Soil erosion by water is mostly the result of rainfall-driven and runoff-driven processes taking place simultaneously during a storm event. However, the effect of interaction between these two erosion processes has received limited attention. Most laboratory experiments indicate that the rate of erosion in a rain-impacted flow is greater than for un-impacted flows of similar depth and velocity, however negative interaction between the two processes has also been reported. There is no provision for such interaction in any of the current erosion models. This paper reported on the results of a number of exact experiments carried out in the flume of Griffith University's large Rainfall simulator to study interaction between rain and runoff processes. The results show that the interaction between flow-driven and rain-driven processes is always positive when flow is in sheet form and no rill is allowed to form. No negative interaction was observed prior to rill formation. Further analysis of the eroded sediment showed that the increase in sediment concentration in the combined rain and runoff experiments is mostly due to a significant increase in the proportion of <0.02 mm and 0.5-2 mm particles. Two different mechanisms appear to be responsible for the preferential loss of these two size classes of particles.

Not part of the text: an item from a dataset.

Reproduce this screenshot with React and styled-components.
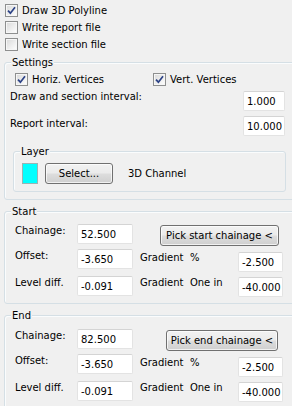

Peeling action of raindrop when impacting on large aggregates is responsible for the formation and transport of fine particles. Rolling action of medium-large particles on the soil surface by sheet flow or through stop/start push applied by the impacting raindrops is responsible for the loss of these particles. Detailed analyses of rain-driven and flow-driven processes and their interactions and preferential transport of certain size ranges of soil particle are discussed in this paper.